Theory: Forcing the model to "show its work" improves reasoning capabilities for complex problems. Prompt: "Let's think step by step. First, analyze the constraints. Second, propose three possible solutions. Third, evaluate the trade-offs of each. Finally, pick the best one."

2. Few-Shot Prompting

Theory: Providing examples establishes a pattern for the model to follow. Prompt: "Convert these sentences into JSON objects: Input: 'John is 30 years old.' Output: \{\"name\": \"John\", \"age\": 30\} Input: 'Alice lives in Paris.' Output: \{\"name\": \"Alice\", \"city\": \"Paris\"\} Input: [Your Sentence Here] Output:"

3. Tree of Thoughts (ToT)

Theory: Simulates exploring multiple branching paths of reasoning. Prompt: "Imagine three different experts are discussing this problem. Expert A proposes a conservative approach. Expert B proposes a radical approach. Expert C mediates. Write out their dialogue and reach a consensus."

4. Role-Based Prompting (The Actor)

Theory: Assigning a specific persona constrains the output space to relevant professional standards. Prompt: "Act as a [Specific Role]. You have [Number] years of experience. You value [Value X] and [Value Y]."

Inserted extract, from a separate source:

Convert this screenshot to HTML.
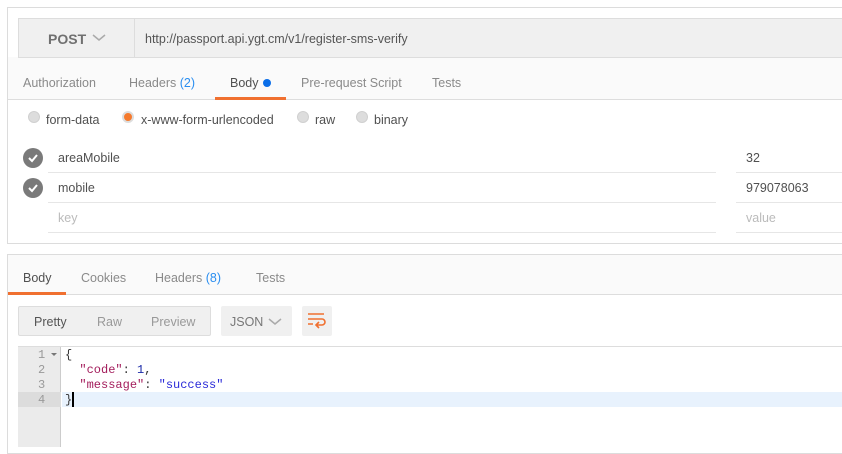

5. The "Reflective" Pattern

Theory: Asking the model to critique its own work before finalizing it. Prompt: "Write a draft of the email. Then, critique it for tone and clarity. Finally, rewrite the email incorporating your own feedback."

🛠️ Debugging Prompts

  • Output too short? -> "Elaborate. Go deeper. Write a comprehensive guide."
  • Output too generic? -> "Be specific. Avoid generalities. Give concrete examples."
  • Hallucinating? -> "If you do not know the answer, say 'I don't know'. Do not make things up."